__What to work on__:
Transcribe every line exactly and omit anything that is a picture.

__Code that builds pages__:
+++++

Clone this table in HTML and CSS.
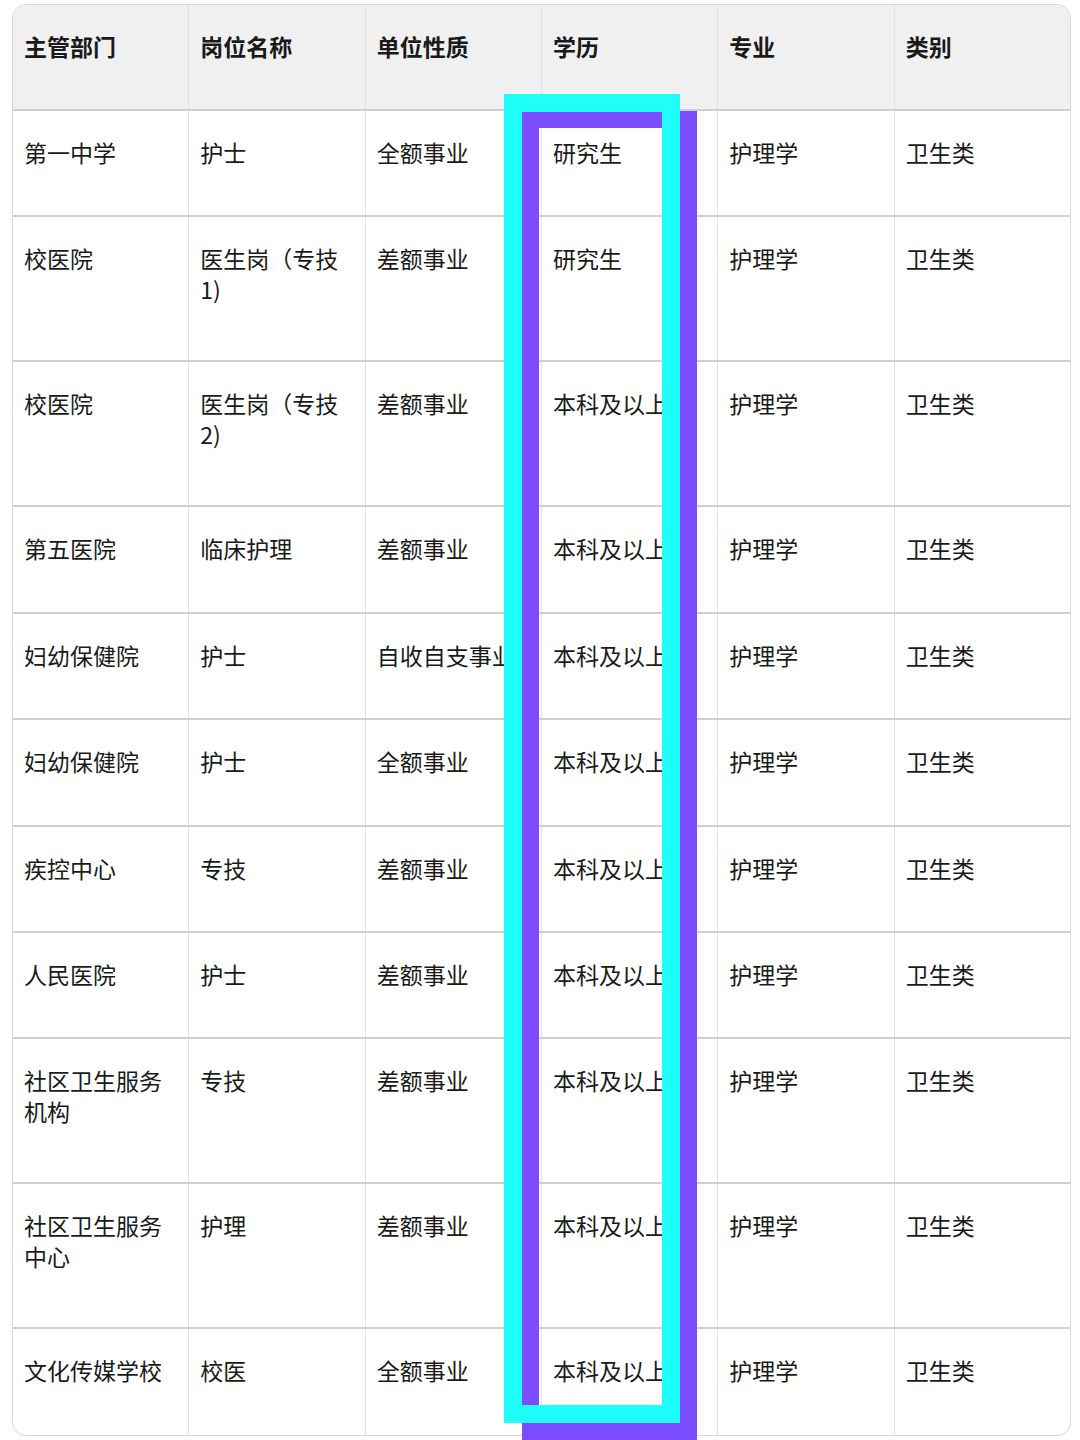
FILE: index.html
```html
<!DOCTYPE html>
<html lang="zh-CN">
<head>
<meta charset="utf-8">
<title>岗位表</title>
<link rel="stylesheet" href="styles.css">
</head>
<body>
<div class="page">
  <div class="table">
    <div class="row head">
      <div class="cell">主管部门</div><div class="cell">岗位名称</div><div class="cell">单位性质</div><div class="cell">学历</div><div class="cell">专业</div><div class="cell">类别</div>
    </div>
    <div class="row">
      <div class="cell">第一中学</div><div class="cell">护士</div><div class="cell">全额事业</div><div class="cell">研究生</div><div class="cell">护理学</div><div class="cell">卫生类</div>
    </div>
    <div class="row tall">
      <div class="cell">校医院</div><div class="cell">医生岗（专技1)</div><div class="cell">差额事业</div><div class="cell">研究生</div><div class="cell">护理学</div><div class="cell">卫生类</div>
    </div>
    <div class="row tall">
      <div class="cell">校医院</div><div class="cell">医生岗（专技2)</div><div class="cell">差额事业</div><div class="cell">本科及以上</div><div class="cell">护理学</div><div class="cell">卫生类</div>
    </div>
    <div class="row">
      <div class="cell">第五医院</div><div class="cell">临床护理</div><div class="cell">差额事业</div><div class="cell">本科及以上</div><div class="cell">护理学</div><div class="cell">卫生类</div>
    </div>
    <div class="row">
      <div class="cell">妇幼保健院</div><div class="cell">护士</div><div class="cell">自收自支事业</div><div class="cell">本科及以上</div><div class="cell">护理学</div><div class="cell">卫生类</div>
    </div>
    <div class="row">
      <div class="cell">妇幼保健院</div><div class="cell">护士</div><div class="cell">全额事业</div><div class="cell">本科及以上</div><div class="cell">护理学</div><div class="cell">卫生类</div>
    </div>
    <div class="row">
      <div class="cell">疾控中心</div><div class="cell">专技</div><div class="cell">差额事业</div><div class="cell">本科及以上</div><div class="cell">护理学</div><div class="cell">卫生类</div>
    </div>
    <div class="row">
      <div class="cell">人民医院</div><div class="cell">护士</div><div class="cell">差额事业</div><div class="cell">本科及以上</div><div class="cell">护理学</div><div class="cell">卫生类</div>
    </div>
    <div class="row tall">
      <div class="cell">社区卫生服务机构</div><div class="cell">专技</div><div class="cell">差额事业</div><div class="cell">本科及以上</div><div class="cell">护理学</div><div class="cell">卫生类</div>
    </div>
    <div class="row tall">
      <div class="cell">社区卫生服务中心</div><div class="cell">护理</div><div class="cell">差额事业</div><div class="cell">本科及以上</div><div class="cell">护理学</div><div class="cell">卫生类</div>
    </div>
    <div class="row last">
      <div class="cell">文化传媒学校</div><div class="cell">校医</div><div class="cell">全额事业</div><div class="cell">本科及以上</div><div class="cell">护理学</div><div class="cell">卫生类</div>
    </div>
  </div>
  <div class="mark purple"></div>
  <div class="mark cyan"></div>
</div>
</body>
</html>
```

FILE: styles.css
```css
html, body {
  margin: 0;
  padding: 0;
  background: #ffffff;
}

.page {
  position: relative;
  width: 1080px;
  height: 1440px;
  overflow: hidden;
  font-family: "Noto Sans CJK SC", "Noto Sans", sans-serif;
  color: #1a1a1a;
}

.table {
  margin: 4px 0 0 12px;
  width: 1059px;
  border: 1px solid #d8d8d8;
  border-radius: 14px;
  overflow: hidden;
  box-sizing: border-box;
  display: flex;
  flex-direction: column;
}

.row {
  display: flex;
  height: 106.4px;
  border-bottom: 2px solid #cfcfcf;
  box-sizing: border-box;
}

.row.tall {
  height: 145px;
}

.row.last {
  border-bottom: none;
  height: 106px;
}

.row.head {
  background: #f0f0f0;
  font-weight: 700;
  height: 106px;
}

.cell {
  flex: 1 1 0;
  min-width: 0;
  box-sizing: border-box;
  padding: 26px 11px 0 11px;
  font-size: 23px;
  line-height: 31px;
  border-right: 1px solid #e2e2e2;
  word-break: break-all;
}

.cell:last-child {
  border-right: none;
}

.mark {
  position: absolute;
  box-sizing: border-box;
}

.purple {
  left: 522px;
  top: 111px;
  width: 175px;
  height: 1329px;
  border: 17px solid #7c4dff;
}

.cyan {
  left: 504px;
  top: 94px;
  width: 176px;
  height: 1329px;
  border: 18px solid #1ffffa;
}
```
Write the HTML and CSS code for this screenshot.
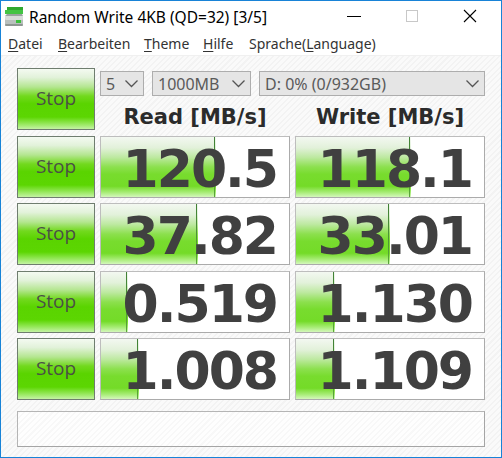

+++++

__Solution for this exercise__:
Clone this table in HTML and CSS.
FILE: index.html
```html
<!DOCTYPE html>
<html lang="zh-CN">
<head>
<meta charset="utf-8">
<title>岗位表</title>
<link rel="stylesheet" href="styles.css">
</head>
<body>
<div class="page">
  <div class="table">
    <div class="row head">
      <div class="cell">主管部门</div><div class="cell">岗位名称</div><div class="cell">单位性质</div><div class="cell">学历</div><div class="cell">专业</div><div class="cell">类别</div>
    </div>
    <div class="row">
      <div class="cell">第一中学</div><div class="cell">护士</div><div class="cell">全额事业</div><div class="cell">研究生</div><div class="cell">护理学</div><div class="cell">卫生类</div>
    </div>
    <div class="row tall">
      <div class="cell">校医院</div><div class="cell">医生岗（专技1)</div><div class="cell">差额事业</div><div class="cell">研究生</div><div class="cell">护理学</div><div class="cell">卫生类</div>
    </div>
    <div class="row tall">
      <div class="cell">校医院</div><div class="cell">医生岗（专技2)</div><div class="cell">差额事业</div><div class="cell">本科及以上</div><div class="cell">护理学</div><div class="cell">卫生类</div>
    </div>
    <div class="row">
      <div class="cell">第五医院</div><div class="cell">临床护理</div><div class="cell">差额事业</div><div class="cell">本科及以上</div><div class="cell">护理学</div><div class="cell">卫生类</div>
    </div>
    <div class="row">
      <div class="cell">妇幼保健院</div><div class="cell">护士</div><div class="cell">自收自支事业</div><div class="cell">本科及以上</div><div class="cell">护理学</div><div class="cell">卫生类</div>
    </div>
    <div class="row">
      <div class="cell">妇幼保健院</div><div class="cell">护士</div><div class="cell">全额事业</div><div class="cell">本科及以上</div><div class="cell">护理学</div><div class="cell">卫生类</div>
    </div>
    <div class="row">
      <div class="cell">疾控中心</div><div class="cell">专技</div><div class="cell">差额事业</div><div class="cell">本科及以上</div><div class="cell">护理学</div><div class="cell">卫生类</div>
    </div>
    <div class="row">
      <div class="cell">人民医院</div><div class="cell">护士</div><div class="cell">差额事业</div><div class="cell">本科及以上</div><div class="cell">护理学</div><div class="cell">卫生类</div>
    </div>
    <div class="row tall">
      <div class="cell">社区卫生服务机构</div><div class="cell">专技</div><div class="cell">差额事业</div><div class="cell">本科及以上</div><div class="cell">护理学</div><div class="cell">卫生类</div>
    </div>
    <div class="row tall">
      <div class="cell">社区卫生服务中心</div><div class="cell">护理</div><div class="cell">差额事业</div><div class="cell">本科及以上</div><div class="cell">护理学</div><div class="cell">卫生类</div>
    </div>
    <div class="row last">
      <div class="cell">文化传媒学校</div><div class="cell">校医</div><div class="cell">全额事业</div><div class="cell">本科及以上</div><div class="cell">护理学</div><div class="cell">卫生类</div>
    </div>
  </div>
  <div class="mark purple"></div>
  <div class="mark cyan"></div>
</div>
</body>
</html>
```

FILE: styles.css
```css
html, body {
  margin: 0;
  padding: 0;
  background: #ffffff;
}

.page {
  position: relative;
  width: 1080px;
  height: 1440px;
  overflow: hidden;
  font-family: "Noto Sans CJK SC", "Noto Sans", sans-serif;
  color: #1a1a1a;
}

.table {
  margin: 4px 0 0 12px;
  width: 1059px;
  border: 1px solid #d8d8d8;
  border-radius: 14px;
  overflow: hidden;
  box-sizing: border-box;
  display: flex;
  flex-direction: column;
}

.row {
  display: flex;
  height: 106.4px;
  border-bottom: 2px solid #cfcfcf;
  box-sizing: border-box;
}

.row.tall {
  height: 145px;
}

.row.last {
  border-bottom: none;
  height: 106px;
}

.row.head {
  background: #f0f0f0;
  font-weight: 700;
  height: 106px;
}

.cell {
  flex: 1 1 0;
  min-width: 0;
  box-sizing: border-box;
  padding: 26px 11px 0 11px;
  font-size: 23px;
  line-height: 31px;
  border-right: 1px solid #e2e2e2;
  word-break: break-all;
}

.cell:last-child {
  border-right: none;
}

.mark {
  position: absolute;
  box-sizing: border-box;
}

.purple {
  left: 522px;
  top: 111px;
  width: 175px;
  height: 1329px;
  border: 17px solid #7c4dff;
}

.cyan {
  left: 504px;
  top: 94px;
  width: 176px;
  height: 1329px;
  border: 18px solid #1ffffa;
}
```
Write the HTML and CSS code for this screenshot.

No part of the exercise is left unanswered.